Key Takeaways: Cap Rate and Clarksville Rentals
- Cap rate stands for capitalization rate.
- Cap rate compares net operating income to property value.
- A good cap rate in Clarksville often falls around 6%–9%, depending on risk and property quality.
- Cap rate does not include mortgage payments or financing costs.
- Higher cap rates may signal more income potential but also higher risk.
- Investors should compare cap rate with cash flow, ROI, vacancy, repairs, and appreciation potential.
- Strong property management can help protect rental income and reduce avoidable losses.
FAQs About Cap Rate for Rental Properties in Clarksville
What is a good cap rate for rental property in Clarksville, TN?
A good cap rate for rental property in Clarksville often falls around 6%–9%, depending on the property type, condition, location, rent stability, vacancy risk, and operating expenses.
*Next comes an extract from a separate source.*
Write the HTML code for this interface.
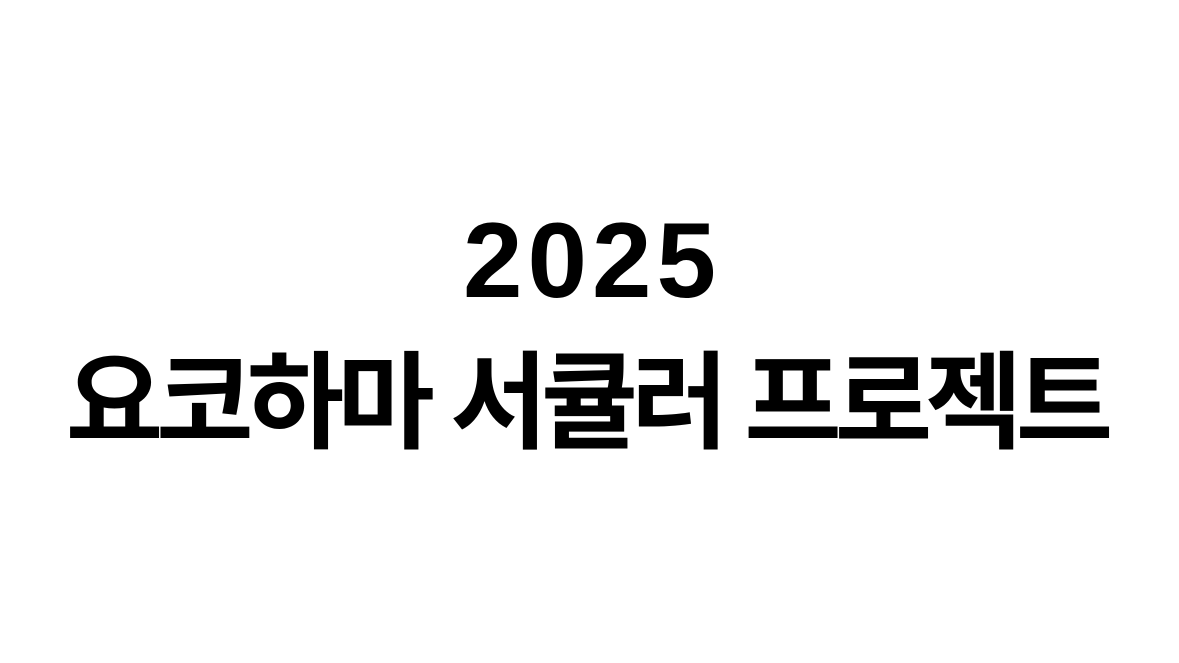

Investors should compare similar properties and review the full investment picture before making a decision.
How do you calculate cap rate?
Cap rate is calculated by dividing annual net operating income by the property value or purchase price, then multiplying by 100. The formula is: Cap Rate = NOI ÷ Property Value × 100.
Does cap rate include mortgage payments?
No. Cap rate does not include mortgage payments, loan interest, principal payments, or financing costs. It measures the property’s operating income compared to value before debt service.
Is a higher cap rate always better?
No. A higher cap rate may show stronger income potential, but it can also indicate higher risk, older property condition, weaker location, vacancy issues, or deferred maintenance. Investors should review why the cap rate is high before assuming it is a better deal.
Can property management improve cap rate performance?
Property management can help protect rental performance by improving pricing, marketing, tenant screening, rent collection support, maintenance coordination, and vacancy management. These factors can influence net operating income and long-term investment performance.